As the intermediate step between practitioners and patients, the lab's role is critical in creating a clear picture that informs and guides diagnosis and treatment. With more than 70% of all clinical decisions coming from test results, the importance of the lab cannot be understated. 

In my experience as a laboratorian and now at Siemens Healthineers, the best labs are those that deeply care for the patients they serve. From that fundamental desire to do good, a wealth of opportunity exists – to improve workflows, introduce innovative technologies, improve speed and accuracy, and maximize throughput. In the end, it’s about delivering results that matter.

At the start of my career, everything I used in the lab was manual. Test processing required mastery of multiple steps and devices to process blood samples and produce a reliable result. Today, labs are equipping their teams with powerful technologies that speed up those processes and enable labs to perform exponentially more tests in the same amount of time and with an improved level of accuracy. Today, technology continues to become more affordable and more powerful, with one instrument now about to process multiple assays – an incredible improvement from where I started.

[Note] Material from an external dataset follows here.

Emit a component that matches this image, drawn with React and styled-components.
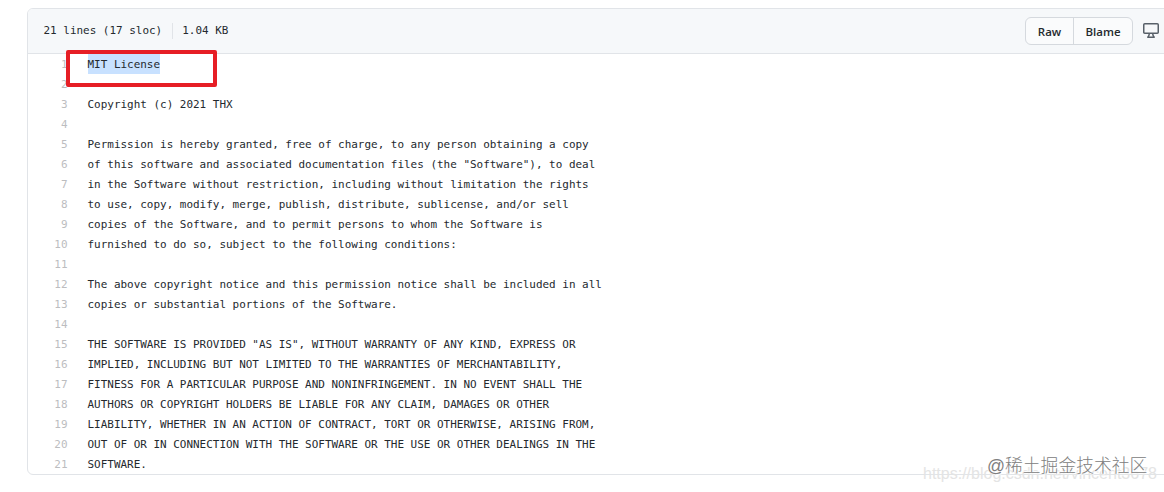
import React from 'react'
import styled, { createGlobalStyle } from 'styled-components'

const GlobalStyle = createGlobalStyle`
  * {
    box-sizing: border-box;
  }

  body {
    margin: 0;
    background: #ffffff;
    color: #24292e;
    overflow: hidden;
  }
`

const mono = `'DejaVu Sans Mono', monospace`

const Page = styled.main`
  position: relative;
  width: 1164px;
  height: 492px;
  padding: 8px 0 0 27px;
  overflow: hidden;
`

const FileBox = styled.section`
  width: 1160px;
  border: 1px solid #e1e4e8;
  border-radius: 6px;
  overflow: hidden;
`

const FileHeader = styled.header`
  display: flex;
  align-items: center;
  height: 45px;
  padding-left: 15.5px;
  background: #f6f8fa;
  border-bottom: 1px solid #e1e4e8;

  > svg {
    flex: none;
    margin-bottom: 3px;
  }
`

const FileInfo = styled.div`
  display: flex;
  align-items: center;
  flex: none;
  width: 981.5px;
  font-family: ${mono};
  font-size: 10.96px;
  line-height: 16px;
  white-space: pre;
`

const InfoDivider = styled.span`
  width: 1px;
  height: 16px;
  margin: 0 9.5px 0 9.5px;
  background: #e1e4e8;
`

const ButtonGroup = styled.div`
  display: flex;
  flex: none;
  width: 108px;
  height: 28px;
  margin-right: 10px;
  border: 1px solid #d5d9de;
  border-radius: 6px;
  background: #fafbfc;
  overflow: hidden;
`

const GroupButton = styled.button`
  width: ${props => props.$width};
  padding: 1px 0 0;
  border: none;
  border-right: ${props => props.$divided ? '1px solid #d5d9de' : 'none'};
  background: transparent;
  color: #24292e;
  font-family: 'Open Sans', sans-serif;
  font-size: 11.5px;
  font-weight: 600;
  line-height: 25px;
  cursor: pointer;
`

const CodeLines = styled.div`
  font-family: ${mono};
  font-size: 10.96px;
  line-height: 22px;
`

const CodeRow = styled.div`
  display: flex;
  height: 20px;
`

const LineNumber = styled.span`
  width: 39.5px;
  margin-right: 20px;
  color: #bcbdbf;
  text-align: right;
`

const LineText = styled.span`
  white-space: pre;
`

const Selected = styled.span`
  display: inline-block;
  height: 20px;
  background: #c8e1ff;
`

const RedFrame = styled.div`
  position: absolute;
  top: 50px;
  left: 66px;
  width: 151px;
  height: 37px;
  border: 4px solid #e61e25;
  border-radius: 2px;
`

const SourceMark = styled.span`
  position: absolute;
  top: 464px;
  left: 923px;
  color: #e4e4e4;
  font-family: 'Liberation Sans', sans-serif;
  font-size: 16px;
  line-height: 20px;
  white-space: nowrap;
`

const CommunityMark = styled.span`
  position: absolute;
  top: 454px;
  left: 987px;
  color: #808080;
  font-family: 'Liberation Sans', 'Noto Sans CJK SC', sans-serif;
  font-size: 17.8px;
  font-weight: 300;
  line-height: 24px;
  text-shadow: 0 0 2px #ffffff, 1px 1px 1px #ffffff, -1px -1px 1px #ffffff;
  white-space: nowrap;
`

const lines = [
  'MIT License',
  '',
  'Copyright (c) 2021 THX',
  '',
  'Permission is hereby granted, free of charge, to any person obtaining a copy',
  'of this software and associated documentation files (the "Software"), to deal',
  'in the Software without restriction, including without limitation the rights',
  'to use, copy, modify, merge, publish, distribute, sublicense, and/or sell',
  'copies of the Software, and to permit persons to whom the Software is',
  'furnished to do so, subject to the following conditions:',
  '',
  'The above copyright notice and this permission notice shall be included in all',
  'copies or substantial portions of the Software.',
  '',
  'THE SOFTWARE IS PROVIDED "AS IS", WITHOUT WARRANTY OF ANY KIND, EXPRESS OR',
  'IMPLIED, INCLUDING BUT NOT LIMITED TO THE WARRANTIES OF MERCHANTABILITY,',
  'FITNESS FOR A PARTICULAR PURPOSE AND NONINFRINGEMENT. IN NO EVENT SHALL THE',
  'AUTHORS OR COPYRIGHT HOLDERS BE LIABLE FOR ANY CLAIM, DAMAGES OR OTHER',
  'LIABILITY, WHETHER IN AN ACTION OF CONTRACT, TORT OR OTHERWISE, ARISING FROM,',
  'OUT OF OR IN CONNECTION WITH THE SOFTWARE OR THE USE OR OTHER DEALINGS IN THE',
  'SOFTWARE.',
]

function DesktopIcon() {
  return (
    <svg width="16" height="16" viewBox="0 0 16 16" fill="#586069">
      <path fillRule="evenodd" d="M1.75 2.5h12.5a.25.25 0 01.25.25v7.5a.25.25 0 01-.25.25H1.75a.25.25 0 01-.25-.25v-7.5a.25.25 0 01.25-.25zM14.25 1H1.75A1.75 1.75 0 000 2.75v7.5C0 11.216.784 12 1.75 12h3.727c-.1 1.041-.52 1.872-1.292 2.757A.75.75 0 004.75 16h6.5a.75.75 0 00.565-1.243c-.772-.885-1.193-1.716-1.292-2.757h3.727A1.75 1.75 0 0016 10.25v-7.5A1.75 1.75 0 0014.25 1zM9.018 12H6.982a5.72 5.72 0 01-.765 2.5h3.566a5.72 5.72 0 01-.765-2.5z" />
    </svg>
  )
}

function App() {
  return (
    <>
      <GlobalStyle />
      <Page>
        <FileBox>
          <FileHeader>
            <FileInfo>
              <span>21 lines (17 sloc)</span>
              <InfoDivider />
              <span>1.04 KB</span>
            </FileInfo>
            <ButtonGroup>
              <GroupButton $width="48px" $divided>Raw</GroupButton>
              <GroupButton $width="58px">Blame</GroupButton>
            </ButtonGroup>
            <DesktopIcon />
          </FileHeader>
          <CodeLines>
            {lines.map((line, index) => (
              <CodeRow key={index}>
                <LineNumber>{index + 1}</LineNumber>
                <LineText>{index === 0 ? <Selected>{line}</Selected> : line}</LineText>
              </CodeRow>
            ))}
          </CodeLines>
        </FileBox>
        <RedFrame />
        <SourceMark>https://blog.csdn.net/vincent3678</SourceMark>
        <CommunityMark>@稀土掘金技术社区</CommunityMark>
      </Page>
    </>
  )
}

export default App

When I think back on the early days of HIV (Human Immunodeficiency Virus) testing, I remember the weeks that it took to deliver results for a patient. Today, that same test takes minutes, shortening the window between test, diagnosis, and treatment. And just as the technology to test and diagnose HIV benefited from incredible innovation, advances continue to be made in critical areas like radiology, oncology, and diabetes. The lab is continuously upping their game, adapting to challenges, and delivering fast and accurate results.

Headshot of Eric Hrimech wearing a suit with crossed arms

Eric Hrimech, Siemens Healthineers

When a new laboratorian begins their first day on the job, they arrive with knowledge of the science. From that point forward they are constantly learning new skills, technology, and testing procedures to deliver results in the face of increasing pressures and demand. Lab technicians are required to maintain an elevated level of knowledge and expertise that rivals any industry. There is always a new platform to learn, and skills to enhance.

With the consolidation that is taking place in the U.S., the fastest growing IDNs (Integrated Delivery Networks of healthcare facilities) are now looking at how to position their labs geographically to attract this highly skilled workforce. Labs need to go where the talent is. Expertise is needed to support the rising demand of core and specialty lab testing. The ability to master a profession while continuing to be open to new learnings is at the core of the lab.